• GIVEN EXERCISE: Looking at the listing, state how many of its lines contain the string "page". Write only the number.

• RECORDS PROVIDED:
--------

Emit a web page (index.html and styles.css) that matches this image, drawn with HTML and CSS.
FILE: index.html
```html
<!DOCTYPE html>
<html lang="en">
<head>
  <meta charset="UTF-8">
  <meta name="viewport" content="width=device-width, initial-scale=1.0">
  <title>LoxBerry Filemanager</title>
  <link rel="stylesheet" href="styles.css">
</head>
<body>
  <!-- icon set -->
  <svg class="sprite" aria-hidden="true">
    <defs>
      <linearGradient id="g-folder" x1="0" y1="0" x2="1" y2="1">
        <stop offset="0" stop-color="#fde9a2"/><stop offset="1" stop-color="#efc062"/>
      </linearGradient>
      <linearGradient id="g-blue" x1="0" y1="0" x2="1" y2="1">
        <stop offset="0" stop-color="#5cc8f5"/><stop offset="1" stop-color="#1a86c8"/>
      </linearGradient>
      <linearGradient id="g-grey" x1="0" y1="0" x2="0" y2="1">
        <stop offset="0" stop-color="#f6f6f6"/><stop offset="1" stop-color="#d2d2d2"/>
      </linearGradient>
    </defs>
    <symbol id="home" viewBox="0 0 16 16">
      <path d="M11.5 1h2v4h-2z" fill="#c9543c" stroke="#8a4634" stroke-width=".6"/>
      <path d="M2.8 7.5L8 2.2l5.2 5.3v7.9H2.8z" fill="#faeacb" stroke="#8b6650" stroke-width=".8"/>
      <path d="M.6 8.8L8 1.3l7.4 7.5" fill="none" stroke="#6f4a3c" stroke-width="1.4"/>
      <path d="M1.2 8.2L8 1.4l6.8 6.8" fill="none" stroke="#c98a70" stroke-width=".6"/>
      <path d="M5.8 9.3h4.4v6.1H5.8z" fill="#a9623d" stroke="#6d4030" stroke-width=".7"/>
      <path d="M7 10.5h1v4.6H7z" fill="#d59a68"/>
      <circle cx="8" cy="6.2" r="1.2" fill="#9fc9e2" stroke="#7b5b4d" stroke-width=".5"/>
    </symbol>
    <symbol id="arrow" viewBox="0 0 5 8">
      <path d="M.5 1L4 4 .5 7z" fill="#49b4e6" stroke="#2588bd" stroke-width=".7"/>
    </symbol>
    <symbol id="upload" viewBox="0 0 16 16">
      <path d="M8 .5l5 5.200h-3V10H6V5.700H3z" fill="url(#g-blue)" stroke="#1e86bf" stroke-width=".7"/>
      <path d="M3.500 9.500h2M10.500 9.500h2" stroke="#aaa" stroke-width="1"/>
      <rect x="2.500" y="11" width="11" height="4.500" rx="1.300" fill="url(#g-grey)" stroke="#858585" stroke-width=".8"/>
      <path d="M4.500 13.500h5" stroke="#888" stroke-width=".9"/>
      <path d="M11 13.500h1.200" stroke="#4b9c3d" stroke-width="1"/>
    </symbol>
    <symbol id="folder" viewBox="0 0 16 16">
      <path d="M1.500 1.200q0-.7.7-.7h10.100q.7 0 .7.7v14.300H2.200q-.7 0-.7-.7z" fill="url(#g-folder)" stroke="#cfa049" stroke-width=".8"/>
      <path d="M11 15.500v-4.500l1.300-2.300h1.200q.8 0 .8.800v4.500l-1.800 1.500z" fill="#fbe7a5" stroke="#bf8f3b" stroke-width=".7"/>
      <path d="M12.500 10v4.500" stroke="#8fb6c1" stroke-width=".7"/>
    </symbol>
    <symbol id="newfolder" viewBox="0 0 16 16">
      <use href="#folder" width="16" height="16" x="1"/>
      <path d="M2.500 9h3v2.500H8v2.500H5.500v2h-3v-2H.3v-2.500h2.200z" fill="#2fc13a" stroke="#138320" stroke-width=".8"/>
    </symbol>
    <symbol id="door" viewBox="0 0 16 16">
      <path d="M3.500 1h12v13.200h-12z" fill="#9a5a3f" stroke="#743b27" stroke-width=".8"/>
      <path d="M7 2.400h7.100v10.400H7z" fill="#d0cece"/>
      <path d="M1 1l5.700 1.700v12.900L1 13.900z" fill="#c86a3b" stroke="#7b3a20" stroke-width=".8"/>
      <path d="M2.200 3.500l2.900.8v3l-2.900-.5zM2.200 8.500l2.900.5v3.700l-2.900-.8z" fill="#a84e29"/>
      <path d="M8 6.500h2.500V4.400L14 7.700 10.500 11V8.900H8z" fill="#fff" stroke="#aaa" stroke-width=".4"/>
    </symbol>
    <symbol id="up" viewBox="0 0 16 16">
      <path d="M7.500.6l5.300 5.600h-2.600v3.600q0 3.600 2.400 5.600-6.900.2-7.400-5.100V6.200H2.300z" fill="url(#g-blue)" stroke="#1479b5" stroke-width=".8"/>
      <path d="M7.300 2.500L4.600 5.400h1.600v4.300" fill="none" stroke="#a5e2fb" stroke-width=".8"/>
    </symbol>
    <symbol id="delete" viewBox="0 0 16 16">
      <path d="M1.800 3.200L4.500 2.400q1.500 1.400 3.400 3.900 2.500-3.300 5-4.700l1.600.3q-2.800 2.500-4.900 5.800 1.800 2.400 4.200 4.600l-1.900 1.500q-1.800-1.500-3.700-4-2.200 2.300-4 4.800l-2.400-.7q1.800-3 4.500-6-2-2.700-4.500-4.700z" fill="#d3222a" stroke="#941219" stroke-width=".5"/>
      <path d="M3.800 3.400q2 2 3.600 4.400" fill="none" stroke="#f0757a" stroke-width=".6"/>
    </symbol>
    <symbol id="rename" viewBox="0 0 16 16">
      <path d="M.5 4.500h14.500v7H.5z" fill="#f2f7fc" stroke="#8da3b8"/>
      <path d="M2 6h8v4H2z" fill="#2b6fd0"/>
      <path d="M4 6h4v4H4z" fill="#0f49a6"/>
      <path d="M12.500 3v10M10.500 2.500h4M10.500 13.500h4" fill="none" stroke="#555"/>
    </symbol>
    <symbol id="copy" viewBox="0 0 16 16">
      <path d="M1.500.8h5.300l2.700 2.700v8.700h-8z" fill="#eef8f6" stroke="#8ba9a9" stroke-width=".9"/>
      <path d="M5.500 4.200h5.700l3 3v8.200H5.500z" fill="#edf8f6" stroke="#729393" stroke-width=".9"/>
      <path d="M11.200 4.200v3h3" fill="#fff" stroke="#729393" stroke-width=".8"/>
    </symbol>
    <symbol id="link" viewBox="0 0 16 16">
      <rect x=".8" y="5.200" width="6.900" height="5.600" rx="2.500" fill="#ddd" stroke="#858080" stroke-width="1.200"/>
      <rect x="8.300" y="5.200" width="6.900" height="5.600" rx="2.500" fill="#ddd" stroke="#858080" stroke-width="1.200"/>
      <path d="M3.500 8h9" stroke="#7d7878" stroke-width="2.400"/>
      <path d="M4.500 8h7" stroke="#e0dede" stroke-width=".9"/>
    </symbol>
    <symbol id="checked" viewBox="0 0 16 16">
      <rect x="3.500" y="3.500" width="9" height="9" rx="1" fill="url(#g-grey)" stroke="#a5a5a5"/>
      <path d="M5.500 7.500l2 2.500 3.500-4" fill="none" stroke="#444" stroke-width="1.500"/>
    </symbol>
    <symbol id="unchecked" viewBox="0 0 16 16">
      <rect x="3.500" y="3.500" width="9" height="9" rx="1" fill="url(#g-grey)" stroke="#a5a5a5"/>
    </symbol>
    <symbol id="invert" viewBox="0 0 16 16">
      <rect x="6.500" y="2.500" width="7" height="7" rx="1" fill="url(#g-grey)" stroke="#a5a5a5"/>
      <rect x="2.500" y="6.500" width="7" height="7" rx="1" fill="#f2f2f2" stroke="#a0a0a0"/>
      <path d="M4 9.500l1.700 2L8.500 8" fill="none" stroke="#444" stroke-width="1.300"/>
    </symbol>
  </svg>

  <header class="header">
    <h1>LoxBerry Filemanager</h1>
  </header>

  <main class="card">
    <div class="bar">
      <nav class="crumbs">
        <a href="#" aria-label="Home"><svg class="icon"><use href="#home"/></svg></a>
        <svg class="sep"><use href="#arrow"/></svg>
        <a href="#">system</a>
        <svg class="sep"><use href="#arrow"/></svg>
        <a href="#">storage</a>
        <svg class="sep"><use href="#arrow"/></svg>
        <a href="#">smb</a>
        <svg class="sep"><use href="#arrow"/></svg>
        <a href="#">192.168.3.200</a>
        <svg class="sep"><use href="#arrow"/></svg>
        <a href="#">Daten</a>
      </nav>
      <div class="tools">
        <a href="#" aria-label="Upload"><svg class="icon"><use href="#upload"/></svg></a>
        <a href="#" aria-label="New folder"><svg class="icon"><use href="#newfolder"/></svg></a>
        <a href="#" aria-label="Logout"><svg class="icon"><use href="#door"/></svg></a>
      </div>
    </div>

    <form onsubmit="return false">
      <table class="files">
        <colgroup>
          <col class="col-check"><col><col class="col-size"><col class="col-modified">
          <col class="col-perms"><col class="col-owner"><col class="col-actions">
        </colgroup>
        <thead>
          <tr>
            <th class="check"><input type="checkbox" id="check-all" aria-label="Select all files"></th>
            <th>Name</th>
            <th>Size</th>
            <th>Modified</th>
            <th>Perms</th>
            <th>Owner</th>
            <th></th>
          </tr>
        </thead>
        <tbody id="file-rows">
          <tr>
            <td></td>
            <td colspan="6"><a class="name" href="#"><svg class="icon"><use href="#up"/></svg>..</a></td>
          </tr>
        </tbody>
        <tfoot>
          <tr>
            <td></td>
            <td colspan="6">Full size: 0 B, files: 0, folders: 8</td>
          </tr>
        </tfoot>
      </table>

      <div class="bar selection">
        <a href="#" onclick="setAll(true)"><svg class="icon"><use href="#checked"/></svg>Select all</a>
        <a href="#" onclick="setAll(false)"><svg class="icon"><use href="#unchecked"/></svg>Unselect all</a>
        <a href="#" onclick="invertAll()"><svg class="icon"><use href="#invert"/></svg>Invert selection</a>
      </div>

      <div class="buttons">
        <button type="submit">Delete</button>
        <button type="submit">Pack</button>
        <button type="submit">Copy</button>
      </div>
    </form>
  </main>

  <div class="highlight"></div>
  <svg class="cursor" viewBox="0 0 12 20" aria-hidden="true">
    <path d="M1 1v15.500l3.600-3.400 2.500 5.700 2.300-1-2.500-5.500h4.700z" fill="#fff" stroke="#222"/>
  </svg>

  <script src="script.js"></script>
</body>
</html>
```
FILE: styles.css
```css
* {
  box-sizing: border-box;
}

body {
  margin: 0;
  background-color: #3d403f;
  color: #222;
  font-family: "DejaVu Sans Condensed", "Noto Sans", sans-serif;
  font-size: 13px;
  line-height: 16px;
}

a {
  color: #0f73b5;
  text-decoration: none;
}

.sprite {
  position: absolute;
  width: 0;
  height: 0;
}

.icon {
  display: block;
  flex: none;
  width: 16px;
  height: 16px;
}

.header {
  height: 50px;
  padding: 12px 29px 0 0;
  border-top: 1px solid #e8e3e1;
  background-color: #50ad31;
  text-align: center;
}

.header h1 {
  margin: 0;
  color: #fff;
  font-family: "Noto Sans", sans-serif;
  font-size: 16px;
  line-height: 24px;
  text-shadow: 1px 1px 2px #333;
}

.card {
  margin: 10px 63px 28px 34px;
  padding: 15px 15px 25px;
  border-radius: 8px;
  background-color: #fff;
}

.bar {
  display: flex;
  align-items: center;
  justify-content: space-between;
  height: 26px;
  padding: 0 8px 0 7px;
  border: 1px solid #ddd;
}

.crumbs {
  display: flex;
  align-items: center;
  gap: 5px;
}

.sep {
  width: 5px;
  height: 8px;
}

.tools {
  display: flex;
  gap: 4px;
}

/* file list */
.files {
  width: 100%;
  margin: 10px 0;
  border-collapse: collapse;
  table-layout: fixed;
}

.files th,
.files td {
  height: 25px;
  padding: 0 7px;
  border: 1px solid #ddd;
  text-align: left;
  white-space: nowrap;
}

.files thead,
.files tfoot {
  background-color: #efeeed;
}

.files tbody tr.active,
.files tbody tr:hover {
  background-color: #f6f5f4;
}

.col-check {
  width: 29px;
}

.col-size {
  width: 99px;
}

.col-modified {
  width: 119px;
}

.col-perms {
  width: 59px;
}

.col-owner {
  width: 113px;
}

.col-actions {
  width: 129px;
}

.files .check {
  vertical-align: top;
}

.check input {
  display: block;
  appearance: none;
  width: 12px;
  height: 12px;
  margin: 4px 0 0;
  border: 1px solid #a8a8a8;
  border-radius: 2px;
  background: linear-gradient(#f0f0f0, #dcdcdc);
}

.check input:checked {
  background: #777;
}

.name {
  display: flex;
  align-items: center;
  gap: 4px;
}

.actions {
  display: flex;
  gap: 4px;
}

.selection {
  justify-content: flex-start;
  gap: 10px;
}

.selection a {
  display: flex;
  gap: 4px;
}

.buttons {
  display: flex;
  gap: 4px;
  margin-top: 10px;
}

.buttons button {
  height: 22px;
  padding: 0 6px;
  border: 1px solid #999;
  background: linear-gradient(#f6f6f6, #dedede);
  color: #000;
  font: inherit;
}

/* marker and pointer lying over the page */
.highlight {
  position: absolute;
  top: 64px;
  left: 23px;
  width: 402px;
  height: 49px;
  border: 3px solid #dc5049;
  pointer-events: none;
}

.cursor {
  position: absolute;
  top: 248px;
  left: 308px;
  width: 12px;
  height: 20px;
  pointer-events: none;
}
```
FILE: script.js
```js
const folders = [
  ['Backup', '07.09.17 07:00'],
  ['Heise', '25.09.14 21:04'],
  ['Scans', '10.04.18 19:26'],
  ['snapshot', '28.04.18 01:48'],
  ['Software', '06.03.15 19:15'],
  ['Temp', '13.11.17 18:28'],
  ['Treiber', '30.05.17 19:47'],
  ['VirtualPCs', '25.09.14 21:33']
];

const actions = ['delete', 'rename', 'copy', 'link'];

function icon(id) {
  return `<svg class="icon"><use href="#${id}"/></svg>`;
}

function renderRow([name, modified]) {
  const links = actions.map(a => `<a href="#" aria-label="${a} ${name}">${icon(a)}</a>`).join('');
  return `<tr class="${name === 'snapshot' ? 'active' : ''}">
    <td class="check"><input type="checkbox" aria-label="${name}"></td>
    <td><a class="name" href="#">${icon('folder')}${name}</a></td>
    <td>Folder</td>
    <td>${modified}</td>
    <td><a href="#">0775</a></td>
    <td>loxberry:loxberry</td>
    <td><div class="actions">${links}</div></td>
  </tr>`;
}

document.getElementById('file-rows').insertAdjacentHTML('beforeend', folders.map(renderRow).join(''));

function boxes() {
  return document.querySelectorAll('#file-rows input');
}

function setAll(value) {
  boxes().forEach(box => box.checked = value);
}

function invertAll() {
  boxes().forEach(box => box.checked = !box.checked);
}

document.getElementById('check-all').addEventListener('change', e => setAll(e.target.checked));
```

--------

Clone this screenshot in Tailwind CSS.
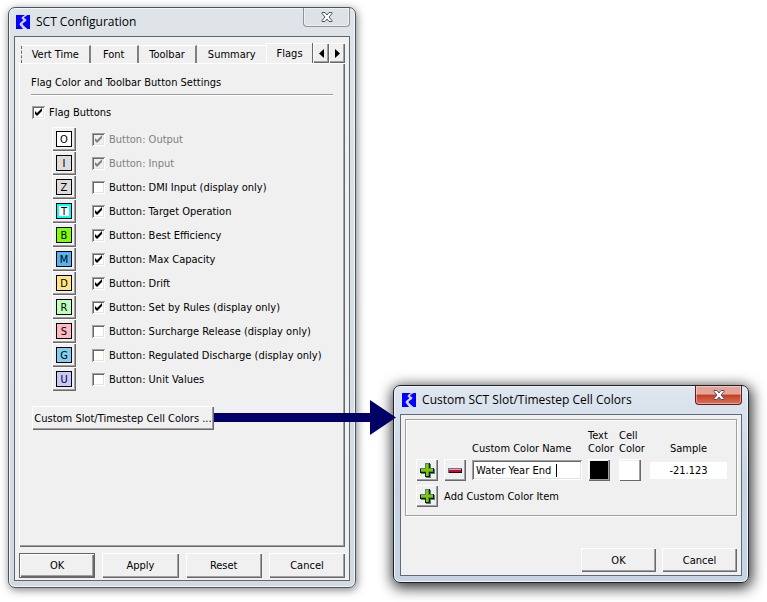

--------

• RIGHT ANSWER: 2